Trudi kept a journal, a blog before the word "blog" was coined, to not only keep track and document what was happening with Bruce, but to also focus attention on this disease whose incidence increases every year. She was tireless in her battle for Bruce and her work to wipe out this disease. She had many interests — her garden, her scrapbooking, her children — but Bruce's health was her compass for each day.

Every so often, over the years since my activity on the caregivers' board, I would search for and reread Trudi's NHL journal, to see where they were in their lives and how Bruce was faring. Whenever I read, I would post a note on the guestbook to let them know that I still remembered and was thinking of them. I left one such note about a month ago.

Two nights ago I received a response from Bruce. He told me, to my horror, that Trudi was diagnosed in December of 2006 with inoperable, stage 4 non-small cell lung cancer with metastases to the adrenal gland and to the brain, and she died in April of 2007! She kept a blog of her ordeal. I can't imagine what a blow this has been to Bruce, after being the primary focus of Trudi's attention for so many years. I'm thankful he has daughters nearby who will maintain Trudi's vigilance over his disease. But the loneliness and the sadness. Oh, I remember it too well.

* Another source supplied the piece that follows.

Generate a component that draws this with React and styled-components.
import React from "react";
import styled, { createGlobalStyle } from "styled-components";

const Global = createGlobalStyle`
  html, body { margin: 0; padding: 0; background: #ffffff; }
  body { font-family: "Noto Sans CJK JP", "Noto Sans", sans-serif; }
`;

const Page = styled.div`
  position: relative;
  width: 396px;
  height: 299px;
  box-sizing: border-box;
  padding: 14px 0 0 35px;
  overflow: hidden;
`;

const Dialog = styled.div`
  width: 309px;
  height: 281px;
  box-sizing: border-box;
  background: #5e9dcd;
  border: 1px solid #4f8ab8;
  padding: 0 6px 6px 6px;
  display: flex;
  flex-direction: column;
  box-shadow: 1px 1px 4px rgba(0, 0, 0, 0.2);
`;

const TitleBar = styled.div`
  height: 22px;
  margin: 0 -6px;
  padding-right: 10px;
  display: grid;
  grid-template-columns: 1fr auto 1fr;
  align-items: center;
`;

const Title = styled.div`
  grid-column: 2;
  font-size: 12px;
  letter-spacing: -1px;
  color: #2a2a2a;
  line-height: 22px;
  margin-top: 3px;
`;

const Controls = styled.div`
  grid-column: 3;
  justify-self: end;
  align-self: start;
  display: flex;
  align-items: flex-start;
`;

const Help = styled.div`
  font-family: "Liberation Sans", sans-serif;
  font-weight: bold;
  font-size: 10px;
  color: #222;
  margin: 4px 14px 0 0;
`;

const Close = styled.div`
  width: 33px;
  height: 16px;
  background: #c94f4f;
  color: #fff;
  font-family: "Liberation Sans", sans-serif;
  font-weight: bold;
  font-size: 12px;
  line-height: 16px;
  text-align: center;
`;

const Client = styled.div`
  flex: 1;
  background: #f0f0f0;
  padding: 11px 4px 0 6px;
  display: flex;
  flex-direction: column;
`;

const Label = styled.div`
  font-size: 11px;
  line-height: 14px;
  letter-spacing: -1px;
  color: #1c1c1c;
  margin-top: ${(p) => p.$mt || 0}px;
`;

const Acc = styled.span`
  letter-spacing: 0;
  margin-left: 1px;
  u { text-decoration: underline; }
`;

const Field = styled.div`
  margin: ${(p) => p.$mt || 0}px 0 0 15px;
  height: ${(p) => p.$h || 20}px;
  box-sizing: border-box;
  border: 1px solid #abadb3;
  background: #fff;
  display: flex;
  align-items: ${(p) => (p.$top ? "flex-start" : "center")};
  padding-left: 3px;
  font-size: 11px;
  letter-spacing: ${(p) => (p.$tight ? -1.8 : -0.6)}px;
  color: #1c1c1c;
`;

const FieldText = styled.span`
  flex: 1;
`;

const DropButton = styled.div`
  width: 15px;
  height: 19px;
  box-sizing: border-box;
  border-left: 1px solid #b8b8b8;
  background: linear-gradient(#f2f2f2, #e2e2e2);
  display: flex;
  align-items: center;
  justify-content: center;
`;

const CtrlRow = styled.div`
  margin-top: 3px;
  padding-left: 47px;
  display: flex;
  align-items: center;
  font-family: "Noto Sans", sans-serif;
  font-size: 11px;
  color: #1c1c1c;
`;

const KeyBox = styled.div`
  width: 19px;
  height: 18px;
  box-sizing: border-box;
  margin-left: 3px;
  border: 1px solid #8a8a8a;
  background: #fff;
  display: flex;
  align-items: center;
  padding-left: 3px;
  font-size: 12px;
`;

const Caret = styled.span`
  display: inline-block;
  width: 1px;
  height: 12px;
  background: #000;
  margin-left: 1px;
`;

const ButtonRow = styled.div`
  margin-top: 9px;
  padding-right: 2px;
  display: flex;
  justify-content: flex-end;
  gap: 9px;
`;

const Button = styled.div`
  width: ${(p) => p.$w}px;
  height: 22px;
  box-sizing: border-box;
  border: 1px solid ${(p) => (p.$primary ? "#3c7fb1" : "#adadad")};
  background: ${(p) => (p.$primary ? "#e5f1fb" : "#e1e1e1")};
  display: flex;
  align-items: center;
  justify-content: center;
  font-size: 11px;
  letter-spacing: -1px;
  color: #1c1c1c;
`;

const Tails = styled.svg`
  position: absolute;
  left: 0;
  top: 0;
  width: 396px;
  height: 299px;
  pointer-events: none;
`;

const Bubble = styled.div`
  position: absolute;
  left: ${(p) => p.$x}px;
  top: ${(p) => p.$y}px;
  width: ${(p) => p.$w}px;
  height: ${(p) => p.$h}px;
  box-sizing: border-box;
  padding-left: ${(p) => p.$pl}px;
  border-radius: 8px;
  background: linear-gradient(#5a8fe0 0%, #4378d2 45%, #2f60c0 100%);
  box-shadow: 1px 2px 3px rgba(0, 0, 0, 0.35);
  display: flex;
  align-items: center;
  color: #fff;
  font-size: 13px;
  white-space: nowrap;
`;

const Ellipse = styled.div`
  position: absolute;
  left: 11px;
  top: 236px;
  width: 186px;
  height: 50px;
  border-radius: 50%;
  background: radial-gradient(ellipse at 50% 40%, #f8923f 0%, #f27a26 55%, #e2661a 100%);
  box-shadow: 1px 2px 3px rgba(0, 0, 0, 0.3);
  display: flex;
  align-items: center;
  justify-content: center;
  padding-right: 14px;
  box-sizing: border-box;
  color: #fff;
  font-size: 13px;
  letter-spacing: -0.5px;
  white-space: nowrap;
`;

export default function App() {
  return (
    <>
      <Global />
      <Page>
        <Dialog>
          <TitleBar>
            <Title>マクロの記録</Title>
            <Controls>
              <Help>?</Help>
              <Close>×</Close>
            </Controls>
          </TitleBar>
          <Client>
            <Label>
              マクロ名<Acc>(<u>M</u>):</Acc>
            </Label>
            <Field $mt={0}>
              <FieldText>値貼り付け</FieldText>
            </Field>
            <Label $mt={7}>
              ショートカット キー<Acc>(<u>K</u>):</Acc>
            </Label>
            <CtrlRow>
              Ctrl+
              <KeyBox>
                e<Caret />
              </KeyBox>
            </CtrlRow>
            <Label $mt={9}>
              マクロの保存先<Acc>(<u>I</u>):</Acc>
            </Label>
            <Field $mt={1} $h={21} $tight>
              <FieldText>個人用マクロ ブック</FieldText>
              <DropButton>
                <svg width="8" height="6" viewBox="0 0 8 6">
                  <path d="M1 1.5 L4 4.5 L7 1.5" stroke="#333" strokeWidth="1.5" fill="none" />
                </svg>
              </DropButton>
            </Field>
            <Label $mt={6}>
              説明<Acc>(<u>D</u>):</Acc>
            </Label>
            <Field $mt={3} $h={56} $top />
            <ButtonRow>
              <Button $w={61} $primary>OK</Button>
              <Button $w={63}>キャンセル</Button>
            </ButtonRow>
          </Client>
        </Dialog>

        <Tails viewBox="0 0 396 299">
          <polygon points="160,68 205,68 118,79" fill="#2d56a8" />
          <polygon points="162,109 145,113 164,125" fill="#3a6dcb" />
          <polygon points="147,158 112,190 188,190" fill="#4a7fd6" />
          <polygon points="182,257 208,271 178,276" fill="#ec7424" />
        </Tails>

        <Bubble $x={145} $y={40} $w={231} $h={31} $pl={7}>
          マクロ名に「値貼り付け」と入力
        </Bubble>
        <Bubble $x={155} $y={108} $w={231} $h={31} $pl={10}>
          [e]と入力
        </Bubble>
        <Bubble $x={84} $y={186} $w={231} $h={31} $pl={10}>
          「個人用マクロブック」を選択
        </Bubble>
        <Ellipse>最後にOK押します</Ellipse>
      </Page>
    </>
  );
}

How does this relate to John's birthday? I have said many times that I was blessed to be able to provide care for him through this illness. I found a strength within myself that I would probably never have known. I found supreme and utter happiness and contentment in our marriage, as did he. I believe I was an inspiration to many people who watched my management of his disease.

And through the caregivers' group, I formed bonds with people who were traveling the same road as I. Some did it more adeptly, some less, but we all understood the journey as only one who is walking a road can turn around and see where he's been.

So on John's birthday, I am filled with gratitude for having been given the opportunity to learn and grow through his illness, and for having been blessed with a wonderful marriage, two-and-a-half years of happiness more than many people experience.

And simultaneously, incredible sadness that it couldn't have continued twenty-five years longer.